Objective => In the listing below, find every line containing "that" and copy it out.

<<<<

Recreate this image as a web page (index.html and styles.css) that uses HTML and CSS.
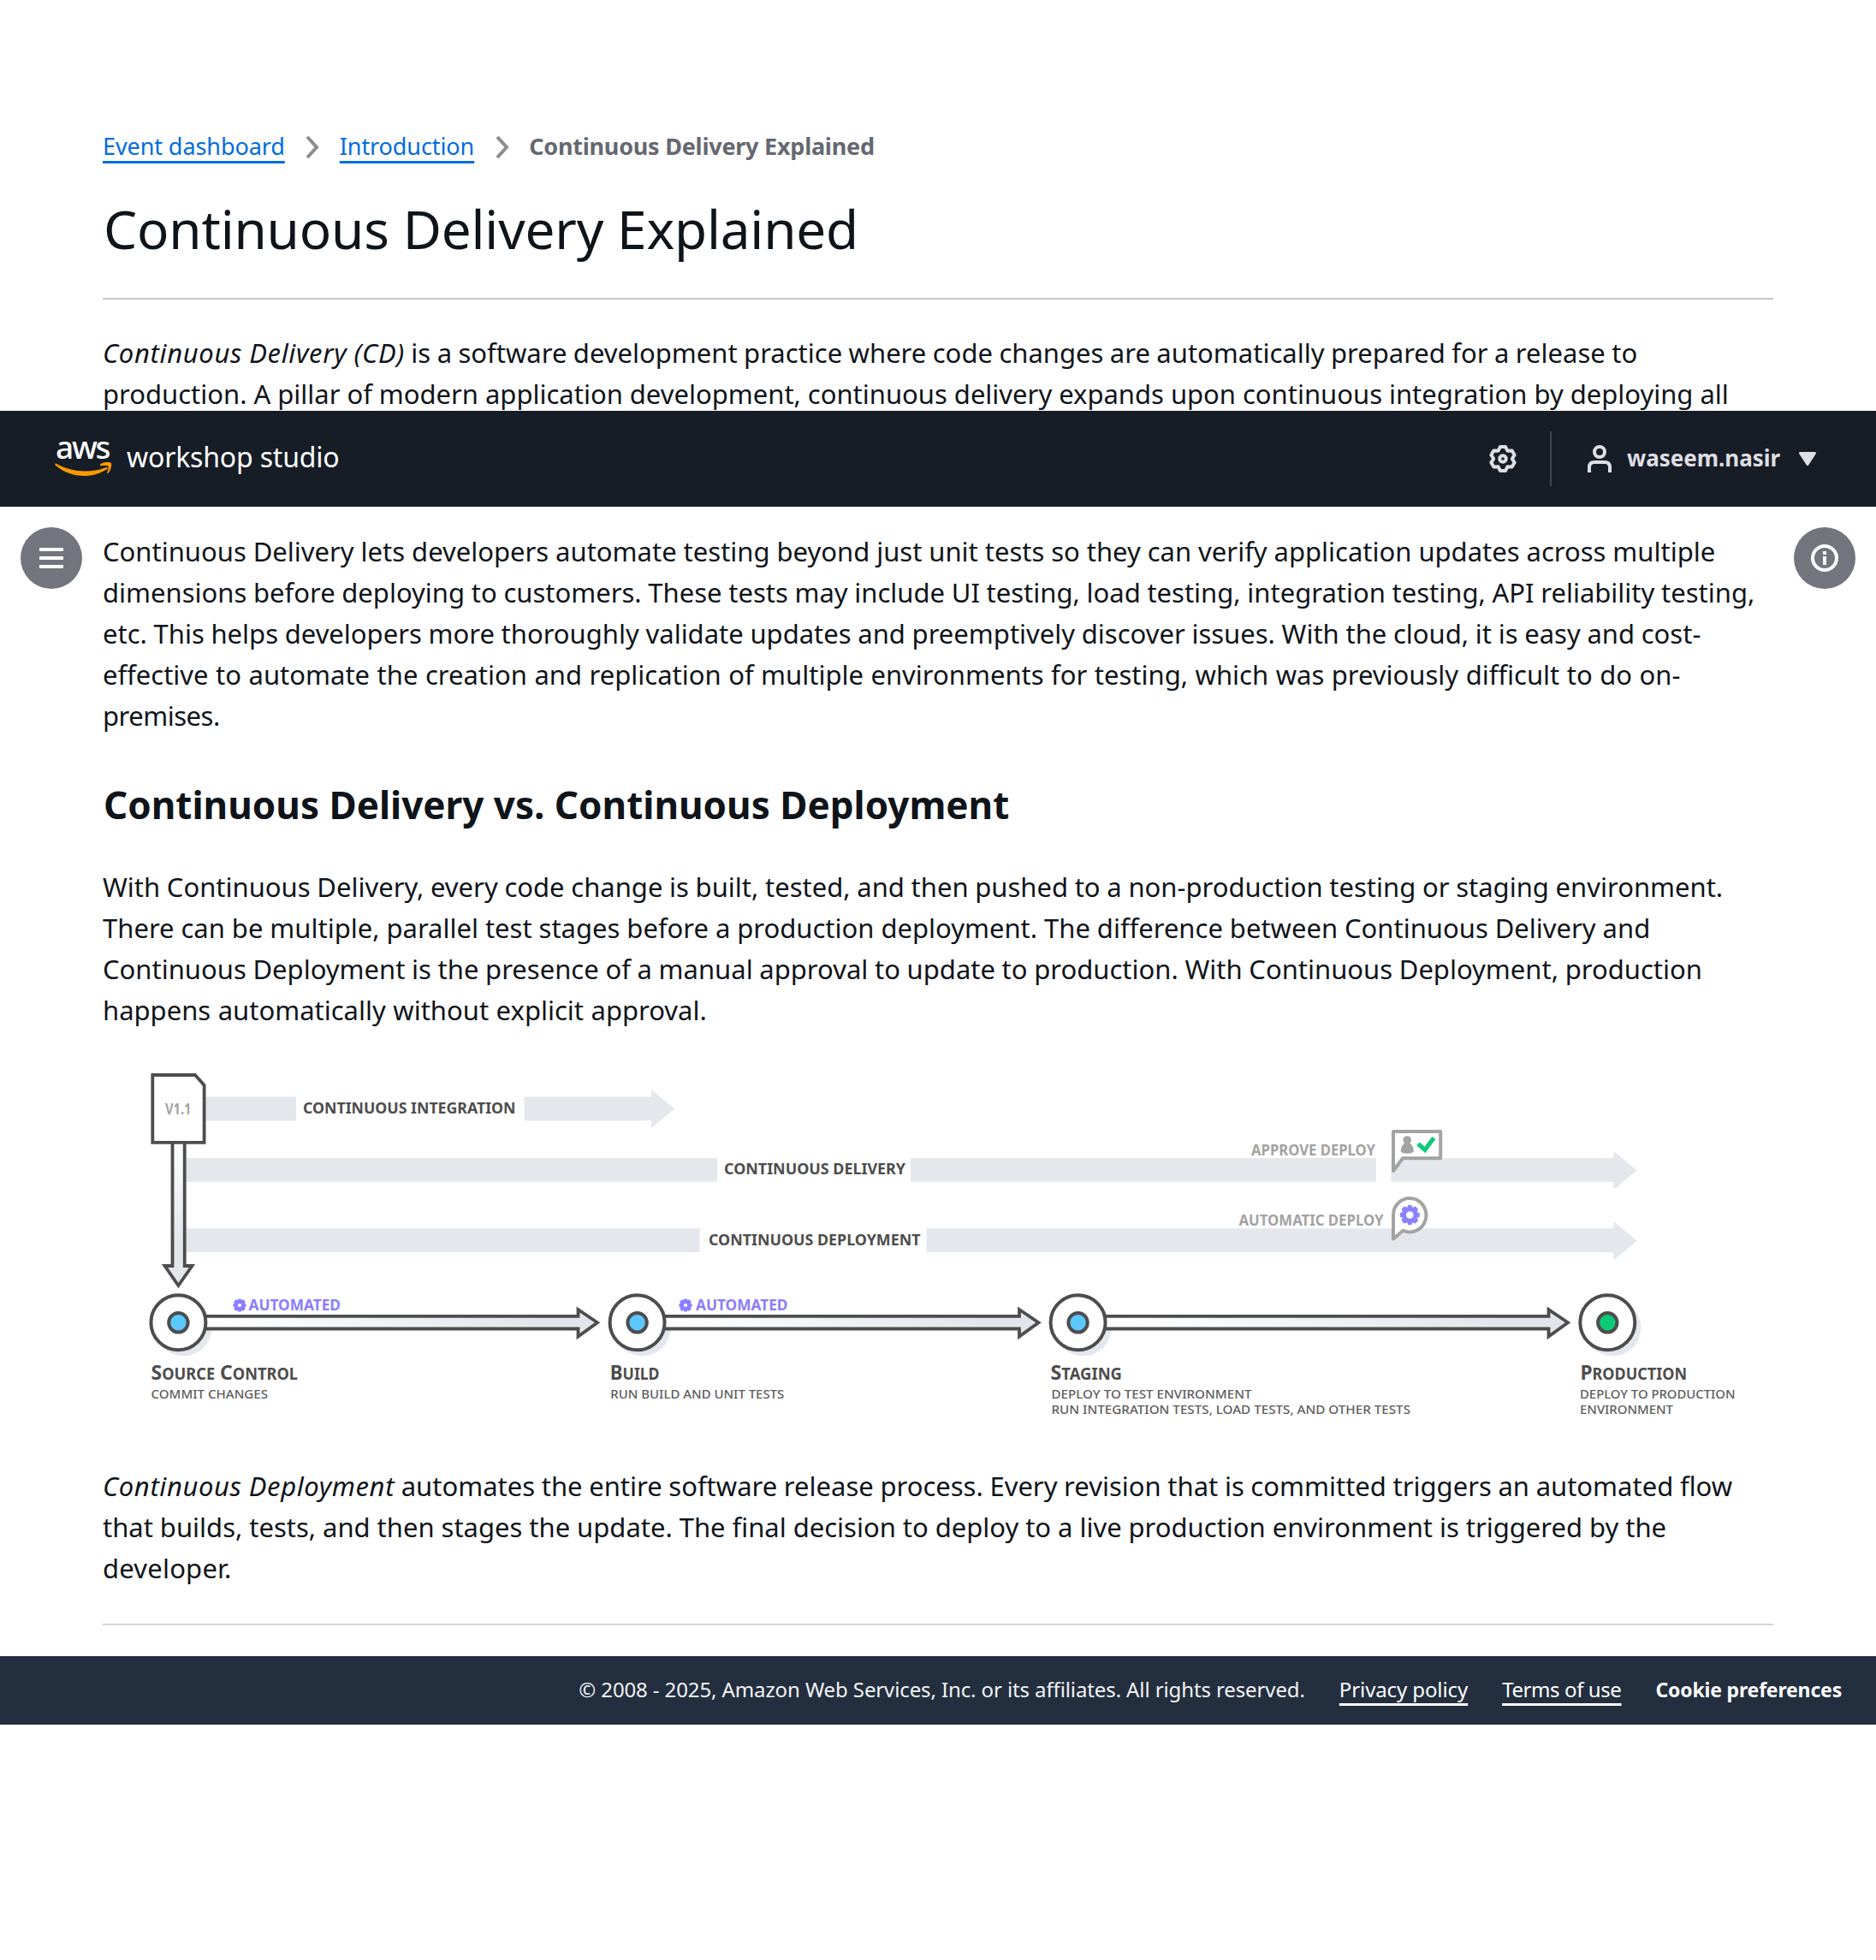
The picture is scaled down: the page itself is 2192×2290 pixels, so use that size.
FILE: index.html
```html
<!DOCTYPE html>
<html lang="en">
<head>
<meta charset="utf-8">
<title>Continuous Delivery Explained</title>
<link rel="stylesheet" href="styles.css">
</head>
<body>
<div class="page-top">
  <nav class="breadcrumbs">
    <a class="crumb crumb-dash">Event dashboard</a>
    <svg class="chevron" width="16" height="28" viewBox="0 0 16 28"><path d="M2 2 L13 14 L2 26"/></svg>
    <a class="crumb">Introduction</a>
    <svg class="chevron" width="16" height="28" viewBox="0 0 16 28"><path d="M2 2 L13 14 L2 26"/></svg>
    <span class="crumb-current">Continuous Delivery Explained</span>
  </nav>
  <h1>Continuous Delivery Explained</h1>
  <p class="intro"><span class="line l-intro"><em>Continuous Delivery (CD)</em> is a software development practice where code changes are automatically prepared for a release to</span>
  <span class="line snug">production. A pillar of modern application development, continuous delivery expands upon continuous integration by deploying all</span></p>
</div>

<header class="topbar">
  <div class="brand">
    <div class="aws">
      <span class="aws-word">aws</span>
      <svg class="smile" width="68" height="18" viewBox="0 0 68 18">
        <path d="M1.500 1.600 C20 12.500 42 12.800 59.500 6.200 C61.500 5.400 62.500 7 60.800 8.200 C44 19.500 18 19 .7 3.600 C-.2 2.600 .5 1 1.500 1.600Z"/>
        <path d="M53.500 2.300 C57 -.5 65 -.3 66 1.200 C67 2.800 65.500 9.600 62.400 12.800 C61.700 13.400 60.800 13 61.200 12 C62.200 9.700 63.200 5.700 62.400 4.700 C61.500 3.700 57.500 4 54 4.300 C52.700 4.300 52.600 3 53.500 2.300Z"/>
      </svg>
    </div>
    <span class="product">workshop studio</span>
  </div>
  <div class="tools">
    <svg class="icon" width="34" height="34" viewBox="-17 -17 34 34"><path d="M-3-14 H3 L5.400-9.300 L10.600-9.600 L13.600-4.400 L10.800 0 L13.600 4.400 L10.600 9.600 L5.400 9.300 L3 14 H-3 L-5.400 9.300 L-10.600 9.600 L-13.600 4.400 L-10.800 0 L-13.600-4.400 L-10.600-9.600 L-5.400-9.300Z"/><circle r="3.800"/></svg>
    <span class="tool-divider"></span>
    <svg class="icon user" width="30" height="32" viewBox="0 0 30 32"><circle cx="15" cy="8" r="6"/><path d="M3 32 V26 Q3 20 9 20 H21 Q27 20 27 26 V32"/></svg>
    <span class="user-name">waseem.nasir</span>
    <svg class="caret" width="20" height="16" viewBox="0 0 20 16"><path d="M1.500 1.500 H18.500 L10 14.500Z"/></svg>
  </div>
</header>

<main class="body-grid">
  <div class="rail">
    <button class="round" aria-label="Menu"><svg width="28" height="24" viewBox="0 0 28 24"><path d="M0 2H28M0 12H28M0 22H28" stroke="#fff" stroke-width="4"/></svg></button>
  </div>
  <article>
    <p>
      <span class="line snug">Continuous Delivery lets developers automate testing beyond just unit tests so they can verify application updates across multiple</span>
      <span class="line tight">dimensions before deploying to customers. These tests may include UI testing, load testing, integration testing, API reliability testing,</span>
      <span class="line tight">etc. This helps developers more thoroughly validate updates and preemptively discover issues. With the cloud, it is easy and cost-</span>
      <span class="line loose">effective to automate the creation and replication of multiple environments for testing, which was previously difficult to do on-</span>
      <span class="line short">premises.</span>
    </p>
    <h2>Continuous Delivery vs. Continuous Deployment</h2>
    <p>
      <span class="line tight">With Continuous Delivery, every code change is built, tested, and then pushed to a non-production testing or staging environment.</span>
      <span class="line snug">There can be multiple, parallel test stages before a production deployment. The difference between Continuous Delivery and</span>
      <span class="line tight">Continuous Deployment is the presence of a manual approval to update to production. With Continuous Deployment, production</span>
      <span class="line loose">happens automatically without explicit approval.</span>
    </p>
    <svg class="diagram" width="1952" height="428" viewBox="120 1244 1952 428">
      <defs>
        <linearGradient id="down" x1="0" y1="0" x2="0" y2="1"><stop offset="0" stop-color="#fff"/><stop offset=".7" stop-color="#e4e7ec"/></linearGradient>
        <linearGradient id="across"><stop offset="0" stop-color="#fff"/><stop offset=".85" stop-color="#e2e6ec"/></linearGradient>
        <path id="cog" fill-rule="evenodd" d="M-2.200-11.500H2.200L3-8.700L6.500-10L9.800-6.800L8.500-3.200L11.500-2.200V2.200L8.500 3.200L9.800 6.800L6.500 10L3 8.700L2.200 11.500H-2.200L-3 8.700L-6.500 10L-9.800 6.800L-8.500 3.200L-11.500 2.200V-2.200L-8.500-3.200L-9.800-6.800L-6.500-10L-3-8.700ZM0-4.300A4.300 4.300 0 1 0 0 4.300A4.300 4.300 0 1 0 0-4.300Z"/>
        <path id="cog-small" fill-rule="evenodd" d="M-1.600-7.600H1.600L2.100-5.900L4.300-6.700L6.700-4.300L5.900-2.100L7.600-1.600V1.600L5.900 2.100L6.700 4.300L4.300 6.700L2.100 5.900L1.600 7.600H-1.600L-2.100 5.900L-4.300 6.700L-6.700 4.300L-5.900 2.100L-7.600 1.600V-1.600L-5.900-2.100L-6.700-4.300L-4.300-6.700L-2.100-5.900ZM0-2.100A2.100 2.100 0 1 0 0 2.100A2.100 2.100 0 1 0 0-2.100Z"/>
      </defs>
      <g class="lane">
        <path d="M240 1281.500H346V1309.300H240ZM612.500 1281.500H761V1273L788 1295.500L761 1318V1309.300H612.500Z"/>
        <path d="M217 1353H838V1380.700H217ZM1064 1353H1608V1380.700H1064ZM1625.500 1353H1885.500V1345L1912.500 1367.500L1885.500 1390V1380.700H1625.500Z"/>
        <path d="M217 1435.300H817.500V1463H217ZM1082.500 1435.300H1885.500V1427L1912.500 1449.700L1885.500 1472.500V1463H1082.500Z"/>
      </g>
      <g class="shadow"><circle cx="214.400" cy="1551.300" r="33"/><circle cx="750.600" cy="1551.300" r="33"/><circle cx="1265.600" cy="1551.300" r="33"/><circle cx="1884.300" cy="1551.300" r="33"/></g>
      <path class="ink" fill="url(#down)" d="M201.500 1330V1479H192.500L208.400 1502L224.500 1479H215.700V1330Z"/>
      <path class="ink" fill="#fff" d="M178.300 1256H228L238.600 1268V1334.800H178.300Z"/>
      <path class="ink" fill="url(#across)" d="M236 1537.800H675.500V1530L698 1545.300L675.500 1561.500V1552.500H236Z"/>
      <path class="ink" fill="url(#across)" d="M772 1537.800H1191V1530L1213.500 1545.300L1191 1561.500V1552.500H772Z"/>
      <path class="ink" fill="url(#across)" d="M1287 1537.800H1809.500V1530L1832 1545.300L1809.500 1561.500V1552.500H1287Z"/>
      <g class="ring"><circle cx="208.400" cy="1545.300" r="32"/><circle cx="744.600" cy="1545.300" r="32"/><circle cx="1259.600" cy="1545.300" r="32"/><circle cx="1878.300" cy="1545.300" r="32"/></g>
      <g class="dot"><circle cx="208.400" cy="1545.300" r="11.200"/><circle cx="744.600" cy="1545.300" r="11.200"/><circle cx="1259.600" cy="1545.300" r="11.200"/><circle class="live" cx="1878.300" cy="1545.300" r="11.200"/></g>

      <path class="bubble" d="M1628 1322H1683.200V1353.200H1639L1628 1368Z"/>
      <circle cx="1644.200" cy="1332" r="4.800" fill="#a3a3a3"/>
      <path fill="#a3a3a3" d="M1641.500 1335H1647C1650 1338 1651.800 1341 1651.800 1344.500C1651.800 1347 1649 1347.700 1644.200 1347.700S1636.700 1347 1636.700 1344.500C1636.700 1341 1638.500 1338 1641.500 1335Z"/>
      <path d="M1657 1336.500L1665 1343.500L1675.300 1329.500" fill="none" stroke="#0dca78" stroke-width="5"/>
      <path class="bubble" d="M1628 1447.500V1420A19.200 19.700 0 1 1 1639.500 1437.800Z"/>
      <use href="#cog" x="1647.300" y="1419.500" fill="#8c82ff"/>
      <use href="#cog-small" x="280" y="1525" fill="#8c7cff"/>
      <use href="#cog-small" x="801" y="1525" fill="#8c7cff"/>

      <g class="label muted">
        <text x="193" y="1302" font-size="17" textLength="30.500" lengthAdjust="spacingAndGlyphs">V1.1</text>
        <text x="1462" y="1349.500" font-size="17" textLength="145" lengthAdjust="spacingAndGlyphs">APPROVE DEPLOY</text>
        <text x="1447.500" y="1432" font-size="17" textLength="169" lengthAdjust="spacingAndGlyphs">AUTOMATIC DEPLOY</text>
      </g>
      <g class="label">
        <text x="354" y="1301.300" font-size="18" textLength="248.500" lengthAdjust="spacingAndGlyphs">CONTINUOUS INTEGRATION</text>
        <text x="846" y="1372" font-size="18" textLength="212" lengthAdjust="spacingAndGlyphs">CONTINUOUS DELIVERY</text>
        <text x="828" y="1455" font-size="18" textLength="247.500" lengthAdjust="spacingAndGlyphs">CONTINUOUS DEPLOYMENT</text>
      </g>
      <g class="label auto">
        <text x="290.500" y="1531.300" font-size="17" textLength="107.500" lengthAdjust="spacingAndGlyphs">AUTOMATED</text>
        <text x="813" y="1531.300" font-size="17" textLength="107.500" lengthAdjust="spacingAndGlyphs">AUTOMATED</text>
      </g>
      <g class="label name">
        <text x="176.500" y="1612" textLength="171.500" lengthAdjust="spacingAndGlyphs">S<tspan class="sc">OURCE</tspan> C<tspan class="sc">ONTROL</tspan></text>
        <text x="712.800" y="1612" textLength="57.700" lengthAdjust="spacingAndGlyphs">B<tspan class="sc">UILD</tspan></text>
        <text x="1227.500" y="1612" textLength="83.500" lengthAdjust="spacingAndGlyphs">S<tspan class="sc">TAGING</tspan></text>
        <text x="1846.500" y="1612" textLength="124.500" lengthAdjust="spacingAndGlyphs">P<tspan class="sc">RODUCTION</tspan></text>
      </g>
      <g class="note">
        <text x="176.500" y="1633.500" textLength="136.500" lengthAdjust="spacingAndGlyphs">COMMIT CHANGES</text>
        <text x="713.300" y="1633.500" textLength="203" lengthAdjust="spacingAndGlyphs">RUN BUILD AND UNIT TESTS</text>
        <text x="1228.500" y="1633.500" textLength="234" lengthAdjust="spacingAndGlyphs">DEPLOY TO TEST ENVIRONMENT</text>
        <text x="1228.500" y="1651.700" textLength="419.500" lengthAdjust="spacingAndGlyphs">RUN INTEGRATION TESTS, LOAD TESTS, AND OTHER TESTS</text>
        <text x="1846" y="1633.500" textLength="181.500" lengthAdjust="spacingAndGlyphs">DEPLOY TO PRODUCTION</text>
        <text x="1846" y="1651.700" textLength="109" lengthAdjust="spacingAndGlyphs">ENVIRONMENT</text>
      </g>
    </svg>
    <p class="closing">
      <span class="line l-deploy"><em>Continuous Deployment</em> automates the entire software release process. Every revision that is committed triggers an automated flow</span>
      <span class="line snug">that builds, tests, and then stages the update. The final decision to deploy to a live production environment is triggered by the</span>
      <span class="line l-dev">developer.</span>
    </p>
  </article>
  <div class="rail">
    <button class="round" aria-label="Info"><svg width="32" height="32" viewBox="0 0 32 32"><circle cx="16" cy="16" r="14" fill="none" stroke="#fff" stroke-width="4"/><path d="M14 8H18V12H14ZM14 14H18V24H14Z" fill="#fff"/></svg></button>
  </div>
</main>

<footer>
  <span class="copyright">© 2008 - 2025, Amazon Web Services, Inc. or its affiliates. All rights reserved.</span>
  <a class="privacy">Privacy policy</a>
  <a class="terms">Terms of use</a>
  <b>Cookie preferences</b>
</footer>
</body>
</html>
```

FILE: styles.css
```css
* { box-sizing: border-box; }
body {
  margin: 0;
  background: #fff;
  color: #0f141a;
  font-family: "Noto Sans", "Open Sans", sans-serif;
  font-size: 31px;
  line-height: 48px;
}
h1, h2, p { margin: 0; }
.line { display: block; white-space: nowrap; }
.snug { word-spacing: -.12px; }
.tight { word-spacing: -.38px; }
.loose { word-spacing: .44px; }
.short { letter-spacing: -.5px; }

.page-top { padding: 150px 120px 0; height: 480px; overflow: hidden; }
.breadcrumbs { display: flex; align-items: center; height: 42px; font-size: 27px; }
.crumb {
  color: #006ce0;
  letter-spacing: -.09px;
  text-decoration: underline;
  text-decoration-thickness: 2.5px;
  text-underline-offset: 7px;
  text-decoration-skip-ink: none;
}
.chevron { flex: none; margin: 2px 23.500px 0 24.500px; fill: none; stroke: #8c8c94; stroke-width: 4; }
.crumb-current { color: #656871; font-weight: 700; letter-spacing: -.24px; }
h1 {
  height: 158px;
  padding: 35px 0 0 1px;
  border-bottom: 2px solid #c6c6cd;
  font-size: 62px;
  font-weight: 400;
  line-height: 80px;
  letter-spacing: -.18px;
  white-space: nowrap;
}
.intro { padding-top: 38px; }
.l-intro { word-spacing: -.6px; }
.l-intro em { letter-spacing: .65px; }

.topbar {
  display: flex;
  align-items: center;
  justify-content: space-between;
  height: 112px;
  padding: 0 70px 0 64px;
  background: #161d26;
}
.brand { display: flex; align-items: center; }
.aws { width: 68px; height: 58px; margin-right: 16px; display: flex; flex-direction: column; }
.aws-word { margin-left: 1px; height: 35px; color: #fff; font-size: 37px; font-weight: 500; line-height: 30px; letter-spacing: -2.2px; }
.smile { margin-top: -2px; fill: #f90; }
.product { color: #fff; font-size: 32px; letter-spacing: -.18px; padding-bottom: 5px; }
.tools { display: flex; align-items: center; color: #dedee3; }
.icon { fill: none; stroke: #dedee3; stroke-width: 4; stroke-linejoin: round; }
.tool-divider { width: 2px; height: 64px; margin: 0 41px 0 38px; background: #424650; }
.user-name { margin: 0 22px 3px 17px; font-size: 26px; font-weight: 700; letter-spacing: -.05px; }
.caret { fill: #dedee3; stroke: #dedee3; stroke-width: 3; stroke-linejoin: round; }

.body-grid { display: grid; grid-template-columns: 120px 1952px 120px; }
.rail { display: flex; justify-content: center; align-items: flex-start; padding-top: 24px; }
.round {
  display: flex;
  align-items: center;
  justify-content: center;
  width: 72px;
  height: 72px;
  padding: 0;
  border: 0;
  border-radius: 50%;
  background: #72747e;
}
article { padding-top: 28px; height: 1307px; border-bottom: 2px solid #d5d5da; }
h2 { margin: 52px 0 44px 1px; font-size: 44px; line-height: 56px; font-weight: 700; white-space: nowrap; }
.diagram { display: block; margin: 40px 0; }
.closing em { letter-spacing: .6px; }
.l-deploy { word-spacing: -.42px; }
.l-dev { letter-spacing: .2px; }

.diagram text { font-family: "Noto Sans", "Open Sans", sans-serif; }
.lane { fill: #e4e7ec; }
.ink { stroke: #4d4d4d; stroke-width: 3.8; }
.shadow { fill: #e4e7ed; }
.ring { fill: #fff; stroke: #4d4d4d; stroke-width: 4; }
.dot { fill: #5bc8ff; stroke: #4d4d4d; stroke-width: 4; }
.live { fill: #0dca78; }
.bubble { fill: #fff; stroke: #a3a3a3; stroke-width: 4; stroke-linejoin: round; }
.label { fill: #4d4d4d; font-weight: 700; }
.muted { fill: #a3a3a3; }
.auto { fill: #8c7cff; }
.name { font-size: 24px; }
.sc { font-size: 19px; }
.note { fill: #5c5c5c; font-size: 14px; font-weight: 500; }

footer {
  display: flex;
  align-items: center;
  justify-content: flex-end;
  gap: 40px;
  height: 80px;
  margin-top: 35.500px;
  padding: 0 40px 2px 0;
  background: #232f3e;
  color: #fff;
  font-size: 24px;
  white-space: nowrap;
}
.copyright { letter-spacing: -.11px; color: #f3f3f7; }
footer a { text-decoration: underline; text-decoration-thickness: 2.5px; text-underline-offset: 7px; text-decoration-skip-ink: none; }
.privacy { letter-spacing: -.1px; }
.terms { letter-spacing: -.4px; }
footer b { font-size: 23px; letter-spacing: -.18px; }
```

>>>>

Response below =>
Recreate this image as a web page (index.html and styles.css) that uses HTML and CSS.
The picture is scaled down: the page itself is 2192×2290 pixels, so use that size.
      <span class="line l-deploy"><em>Continuous Deployment</em> automates the entire software release process. Every revision that is committed triggers an automated flow</span>
      <span class="line snug">that builds, tests, and then stages the update. The final decision to deploy to a live production environment is triggered by the</span>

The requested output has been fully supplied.